Unfortunately for audiences, Spider remains one of the weakest links among all of the characters, yet is undeniably important to the wider arc. This does not lie entirely on the shoulders of Champion, but rather Cameron and his writing team, who have saddled the young actor with some of the most atrocious dialogue of an already horrendous spoken script. All of the young characters are subject to rough exchanges, and there is something incredibly jarring about these six-foot-tall, lanky blue teenagers calling each other “bro” as they ride through the ocean on the backs of their aquatic companions. No matter how often Cameron inserts it into the script, it never feels at home in the world, and the line readings become more distracting than anything. Despite being the top-grossing director at the box office and welcoming Jaffa and Silver back into the writing room on these expansionist titles, Cameron’s writing style is still stuck in the blockbusters of the 1980’s. Maybe in 10 years, these rough one-liners will also prove to stand the test of time, polished into diamonds adorning our pop vernacular, but it is unlikely, as despite pulling in billions of dollars, the Avatar franchise has surprisingly little impact outside of the four walls of the cinemas. Disney tries to prop it up with Pandora World in their parks, but these films have become something of begrudgingly appointment viewing; like going to the dentist, it is something we must do, but few are really amped up and excited to do so. Simply put, the performance capture, while it can be stunning – the high framerate action scenes notwithstanding – leaves little for human audiences to connect to, and on rewatches at home, the weaknesses of the script falter against the looming list of housework that is always on mind.

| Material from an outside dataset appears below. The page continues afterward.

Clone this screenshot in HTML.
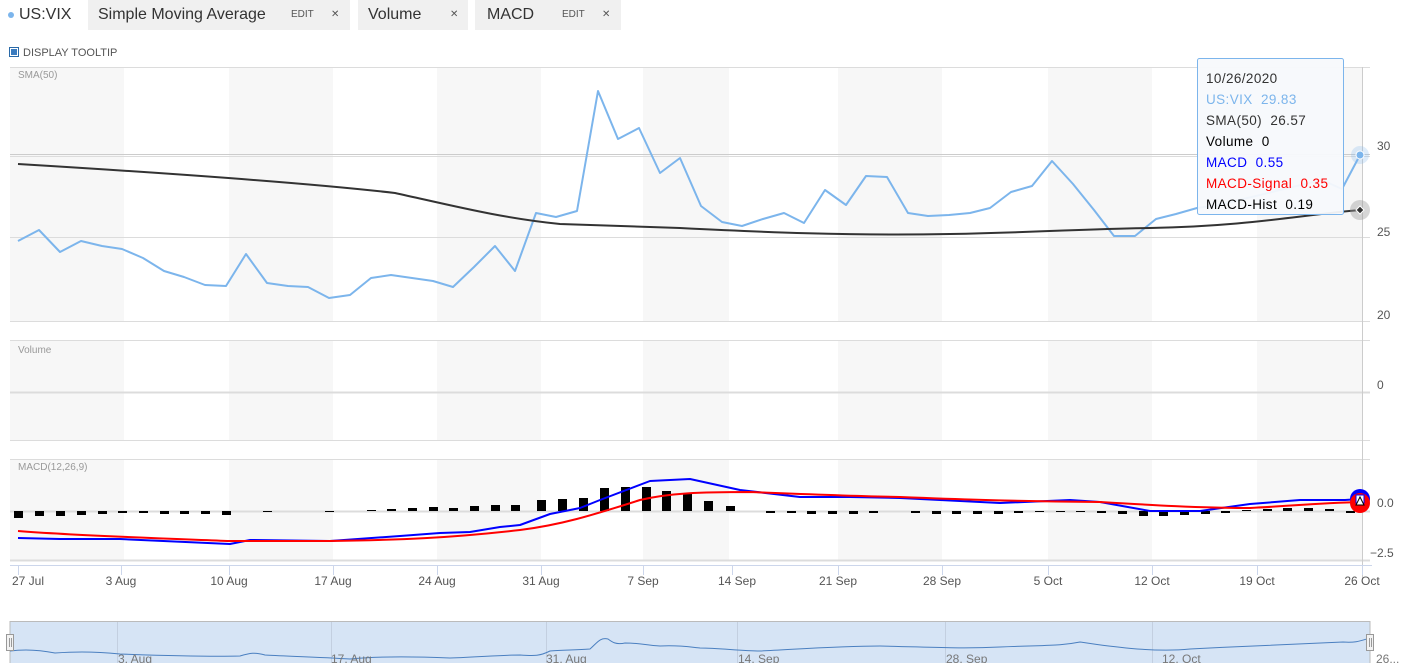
<!DOCTYPE html>
<html><head><meta charset="utf-8"><style>
body{margin:0;width:1410px;height:663px;overflow:hidden;background:#fff;font-family:"Liberation Sans",sans-serif;}
.tab{position:absolute;top:0;height:30px;background:#f0f0f0;font-size:16px;color:#333;line-height:30px;}
.sm{font-size:10px;color:#555;position:absolute;top:0}
svg text{white-space:pre}
</style></head><body>
<div style="position:absolute;left:8px;top:0;height:30px;line-height:30px;font-size:16px;color:#333"><span style="display:inline-block;width:6px;height:6px;border-radius:3px;background:#7cb5ec;vertical-align:middle;margin-right:5px"></span>US:VIX</div>
<div class="tab" style="left:88px;width:262px"><span style="margin-left:10px">Simple Moving Average</span><span class="sm" style="left:203px">EDIT</span><span class="sm" style="left:243px">✕</span></div>
<div class="tab" style="left:358px;width:110px"><span style="margin-left:10px">Volume</span><span class="sm" style="left:92px">✕</span></div>
<div class="tab" style="left:475px;width:146px"><span style="margin-left:12px">MACD</span><span class="sm" style="left:87px">EDIT</span><span class="sm" style="left:127px">✕</span></div>
<div style="position:absolute;left:9px;top:47px;font-size:11px;color:#555;line-height:12px"><span style="display:inline-block;width:8px;height:8px;border:1px solid #2a6aa8;background:#3a7bbf;box-shadow:inset 0 0 0 1px #fff;vertical-align:-1px;margin-right:4px"></span>DISPLAY TOOLTIP</div>
<svg width="1410" height="663" style="position:absolute;left:0;top:0" font-family="Liberation Sans, sans-serif">
<g fill="#f7f7f7">
<rect x="10" y="67" width="114" height="255"/><rect x="229" y="67" width="104" height="255"/><rect x="437" y="67" width="104" height="255"/><rect x="643" y="67" width="86" height="255"/><rect x="838" y="67" width="104" height="255"/><rect x="1048" y="67" width="104" height="255"/><rect x="1257" y="67" width="105" height="255"/>
<rect x="10" y="341" width="114" height="99"/><rect x="229" y="341" width="104" height="99"/><rect x="437" y="341" width="104" height="99"/><rect x="643" y="341" width="86" height="99"/><rect x="838" y="341" width="104" height="99"/><rect x="1048" y="341" width="104" height="99"/><rect x="1257" y="341" width="105" height="99"/>
<rect x="10" y="459" width="114" height="101"/><rect x="229" y="459" width="104" height="101"/><rect x="437" y="459" width="104" height="101"/><rect x="643" y="459" width="86" height="101"/><rect x="838" y="459" width="104" height="101"/><rect x="1048" y="459" width="104" height="101"/><rect x="1257" y="459" width="105" height="101"/>
</g>
<g stroke="#dcdcdc" stroke-width="1">
<line x1="10" y1="67.5" x2="1370" y2="67.5"/><line x1="10" y1="154.5" x2="1370" y2="154.5" stroke="#ccc"/><line x1="10" y1="156.5" x2="1370" y2="156.5"/><line x1="10" y1="237.5" x2="1370" y2="237.5"/><line x1="10" y1="321.5" x2="1370" y2="321.5"/>
<line x1="10" y1="340.5" x2="1370" y2="340.5"/><line x1="10" y1="392.5" x2="1370" y2="392.5" stroke-width="2"/><line x1="10" y1="440.5" x2="1370" y2="440.5"/>
<line x1="10" y1="459.5" x2="1370" y2="459.5"/><line x1="10" y1="511.5" x2="1370" y2="511.5" stroke-width="2"/><line x1="10" y1="560.5" x2="1370" y2="560.5" stroke-width="2"/>
</g>
<line x1="1362.5" y1="67" x2="1362.5" y2="580" stroke="#ccc"/>
<line x1="10" y1="565.5" x2="1372" y2="565.5" stroke="#ccd6eb"/>
<g stroke="#ccd6eb"><line x1="18.5" y1="565" x2="18.5" y2="575"/><line x1="121.5" y1="565" x2="121.5" y2="575"/><line x1="229.5" y1="565" x2="229.5" y2="575"/><line x1="333.5" y1="565" x2="333.5" y2="575"/><line x1="437.5" y1="565" x2="437.5" y2="575"/><line x1="541.5" y1="565" x2="541.5" y2="575"/><line x1="643.5" y1="565" x2="643.5" y2="575"/><line x1="732.5" y1="565" x2="732.5" y2="575"/><line x1="838.5" y1="565" x2="838.5" y2="575"/><line x1="942.5" y1="565" x2="942.5" y2="575"/><line x1="1048.5" y1="565" x2="1048.5" y2="575"/><line x1="1152.5" y1="565" x2="1152.5" y2="575"/><line x1="1257.5" y1="565" x2="1257.5" y2="575"/><line x1="1362.5" y1="565" x2="1362.5" y2="575"/></g>
<g font-size="12" fill="#555" text-anchor="middle">
<text x="28" y="585">27 Jul</text><text x="121" y="585">3 Aug</text><text x="229" y="585">10 Aug</text><text x="333" y="585">17 Aug</text><text x="437" y="585">24 Aug</text><text x="541" y="585">31 Aug</text><text x="643" y="585">7 Sep</text><text x="737" y="585">14 Sep</text><text x="838" y="585">21 Sep</text><text x="942" y="585">28 Sep</text><text x="1048" y="585">5 Oct</text><text x="1152" y="585">12 Oct</text><text x="1257" y="585">19 Oct</text><text x="1362" y="585">26 Oct</text>
</g>
<g font-size="12" fill="#555"><text x="1377" y="150">30</text><text x="1377" y="236">25</text><text x="1377" y="319">20</text><text x="1377" y="389">0</text><text x="1377" y="507">0.0</text><text x="1370" y="557">−2.5</text></g>
<g font-size="10" fill="#999"><text x="18" y="78">SMA(50)</text><text x="18" y="353">Volume</text><text x="18" y="470">MACD(12,26,9)</text></g>
<polyline fill="none" stroke="#7cb5ec" stroke-width="2" stroke-linejoin="round" points="18,241 39,230 60,252 81,241 102,246 122,249 143,258 164,271 184,277 205,285 226,286 246,254 267,283 288,286 308,287 329,298 350,295 371,278 391,275 412,278 433,281 453,287 474,267 495,246 515,271 536,213 556,217 577,211 598,91 618,139 639,128 660,173 680,158 701,206 722,222 742,226 763,219 784,213 804,223 825,190 846,205 866,176 887,177 908,213 928,216 949,215 970,213 990,208 1011,192 1032,186 1052,161 1073,184 1094,210 1114,236 1135,236 1156,219 1176,214 1197,208 1218,205 1239,200 1260,195 1280,190 1301,185 1322,180 1342,189 1360,155"/>
<path fill="none" stroke="#333" stroke-width="2" d="M18,164 C150,172 300,182 395,193 C450,205 500,218 560,224 L680,228 C760,232 850,236 950,234 C1050,232 1080,229 1150,228 C1250,226 1300,215 1360,210"/>
<circle cx="1360" cy="155" r="9" fill="#7cb5ec" opacity="0.25"/><circle cx="1360" cy="155" r="4" fill="#7cb5ec" stroke="#fff"/>
<circle cx="1360" cy="210" r="10" fill="#999" opacity="0.4"/><path d="M1360,206 l4,4 -4,4 -4,-4z" fill="#333" stroke="#fff"/>
<g fill="#000">
<rect x="14" y="511" width="9" height="7"/><rect x="35" y="511" width="9" height="5"/><rect x="56" y="511" width="9" height="5"/><rect x="77" y="511" width="9" height="4"/><rect x="98" y="511" width="9" height="3"/><rect x="118" y="511" width="9" height="2"/><rect x="139" y="511" width="9" height="2"/><rect x="160" y="511" width="9" height="3"/><rect x="180" y="511" width="9" height="3"/><rect x="201" y="511" width="9" height="3"/><rect x="222" y="511" width="9" height="4"/><rect x="263" y="511" width="9" height="1"/><rect x="325" y="511" width="9" height="1"/>
<rect x="367" y="510" width="9" height="1"/><rect x="387" y="509" width="9" height="2"/><rect x="408" y="508" width="9" height="3"/><rect x="429" y="507" width="9" height="4"/><rect x="449" y="508" width="9" height="3"/><rect x="470" y="506" width="9" height="5"/><rect x="491" y="505" width="9" height="6"/><rect x="511" y="505" width="9" height="6"/><rect x="537" y="500" width="9" height="11"/><rect x="558" y="499" width="9" height="12"/><rect x="579" y="498" width="9" height="13"/><rect x="600" y="488" width="9" height="23"/><rect x="621" y="487" width="9" height="24"/><rect x="642" y="487" width="9" height="24"/><rect x="662" y="491" width="9" height="20"/><rect x="683" y="494" width="9" height="17"/><rect x="704" y="501" width="9" height="10"/><rect x="726" y="506" width="9" height="5"/>
<rect x="766" y="511" width="9" height="2"/><rect x="787" y="511" width="9" height="2"/><rect x="807" y="511" width="9" height="3"/><rect x="828" y="511" width="9" height="3"/><rect x="849" y="511" width="9" height="3"/><rect x="869" y="511" width="9" height="2"/><rect x="911" y="511" width="9" height="2"/><rect x="932" y="511" width="9" height="3"/><rect x="952" y="511" width="9" height="3"/><rect x="973" y="511" width="9" height="3"/><rect x="994" y="511" width="9" height="3"/><rect x="1014" y="511" width="9" height="2"/><rect x="1035" y="511" width="9" height="1"/><rect x="1056" y="511" width="9" height="1"/><rect x="1076" y="511" width="9" height="1"/><rect x="1097" y="511" width="9" height="2"/><rect x="1118" y="511" width="9" height="3"/><rect x="1139" y="511" width="9" height="5"/><rect x="1159" y="511" width="9" height="5"/><rect x="1180" y="511" width="9" height="4"/><rect x="1201" y="511" width="9" height="3"/><rect x="1221" y="511" width="9" height="2"/><rect x="1242" y="510" width="9" height="1"/><rect x="1263" y="509" width="9" height="2"/><rect x="1283" y="508" width="9" height="3"/><rect x="1304" y="508" width="9" height="3"/><rect x="1325" y="509" width="9" height="2"/><rect x="1346" y="511" width="9" height="2"/>
</g>
<polyline fill="none" stroke="#0000ff" stroke-width="2" stroke-linejoin="round" points="18,538 60,539 120,539 230,544 250,540 330,541 400,536 440,533 470,532 500,527 520,525 550,514 580,508 600,500 650,481 690,479 740,490 800,497 850,497 900,498 1000,503 1070,500 1100,502 1150,511 1200,511 1250,504 1300,500 1345,500 1360,499"/>
<path fill="none" stroke="#ff0000" stroke-width="2" d="M18,531 C80,536 180,539 230,541 L330,541 C400,540 450,538 520,530 C560,525 590,516 640,500 C670,493 700,492 750,492 C800,494 850,496 900,497 C950,499 1000,501 1100,502 C1150,505 1200,508 1250,508 C1290,506 1320,503 1360,502"/>
<circle cx="1360" cy="499" r="10" fill="#0000ff"/><circle cx="1360" cy="503" r="10" fill="#ff0000"/><rect x="1356" y="495" width="8" height="8" fill="#fff" stroke="#0000ff"/><path d="M1360,497 l4,8 -8,0z" fill="#fff" stroke="#000" stroke-width="1"/>
<rect x="10" y="621.5" width="1360" height="45" fill="#d6e4f5" stroke="#bbb"/>
<g stroke="#c3cfe0"><line x1="117.5" y1="622" x2="117.5" y2="663"/><line x1="331.5" y1="622" x2="331.5" y2="663"/><line x1="546.5" y1="622" x2="546.5" y2="663"/><line x1="737.5" y1="622" x2="737.5" y2="663"/><line x1="945.5" y1="622" x2="945.5" y2="663"/><line x1="1152.5" y1="622" x2="1152.5" y2="663"/></g>
<path fill="none" stroke="#4a7fc0" stroke-width="1" d="M10,651 C25,649 40,650 55,653 C70,652 90,651 120,654 C150,655 200,657 240,656 C250,653 255,652 265,655 C280,656 320,657 350,659 C370,657 400,656 450,658 C480,657 500,655 520,655 C535,656 540,656 550,651 C560,650 575,650 590,649 C597,643 600,637 608,639 C612,642 616,645 625,643 C640,643 645,645 660,646 C680,645 690,647 700,648 C720,648 740,651 760,651 C800,649 840,646 880,646 C930,647 960,649 1000,647 C1050,645 1060,646 1080,642 C1100,645 1150,653 1190,649 C1250,646 1320,643 1343,642 C1355,643 1360,641 1370,638"/>
<g font-size="12" fill="#777"><text x="118" y="663">3. Aug</text><text x="331" y="663">17. Aug</text><text x="546" y="663">31. Aug</text><text x="738" y="663">14. Sep</text><text x="946" y="663">28. Sep</text><text x="1162" y="663">12. Oct</text><text x="1376" y="663">26...</text></g>
<rect x="6.5" y="634.5" width="7" height="16" fill="#f2f2f2" stroke="#999"/><line x1="9.5" y1="638" x2="9.5" y2="647" stroke="#999"/><line x1="11.5" y1="638" x2="11.5" y2="647" stroke="#999"/>
<rect x="1366.5" y="634.5" width="7" height="16" fill="#f2f2f2" stroke="#999"/><line x1="1369.5" y1="638" x2="1369.5" y2="647" stroke="#999"/><line x1="1371.5" y1="638" x2="1371.5" y2="647" stroke="#999"/>
<rect x="1197.5" y="58.5" width="146" height="156" fill="#f7f9fc" fill-opacity="0.95" stroke="#7cb5ec" rx="2"/>
<g font-size="13.5" letter-spacing="0.4"><text x="1206" y="83" fill="#333">10/26/2020</text><text x="1206" y="104" fill="#7cb5ec">US:VIX  29.83</text><text x="1206" y="125" fill="#333">SMA(50)  26.57</text><text x="1206" y="146" fill="#000">Volume  0</text><text x="1206" y="167" fill="#0000ff">MACD  0.55</text><text x="1206" y="188" fill="#ff0000">MACD-Signal  0.35</text><text x="1206" y="209" fill="#000">MACD-Hist  0.19</text></g>
</svg>
</body></html>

Fire and Ash is at once the most interesting of the Avatar films to date, and also the most frustrating because its creator gets in his own way. Finally, Cameron seems to have a firm enough handle on these characters, setting them up with different personal goals and forging various alliances across the family units and the generations; alliances that are dangerously close to being crossed, which make for interesting, simmering exchanges between them. At times, it almost becomes something that could be considered character-driven instead of just spectacle, but while Cameron may be a pioneer in the field of performance capture technology, when it comes to storytelling, this old dog just will not learn a new trick. Beat for beat, set piece for set piece, the third act of Fire and Ash can practically be superimposed onto the third act of The Way of Water, and they are essentially interchangeable. It makes for a fine conclusion in vacuum, but as either the crowning narrative conclusion of a trilogy – or, the center point of a rumored (read: threatened) quintology – Cameron seems to have stalled out and if he ever gets his Skel Suit out of this rut, it seems he still will be hesitant to steer it into any truly new territory.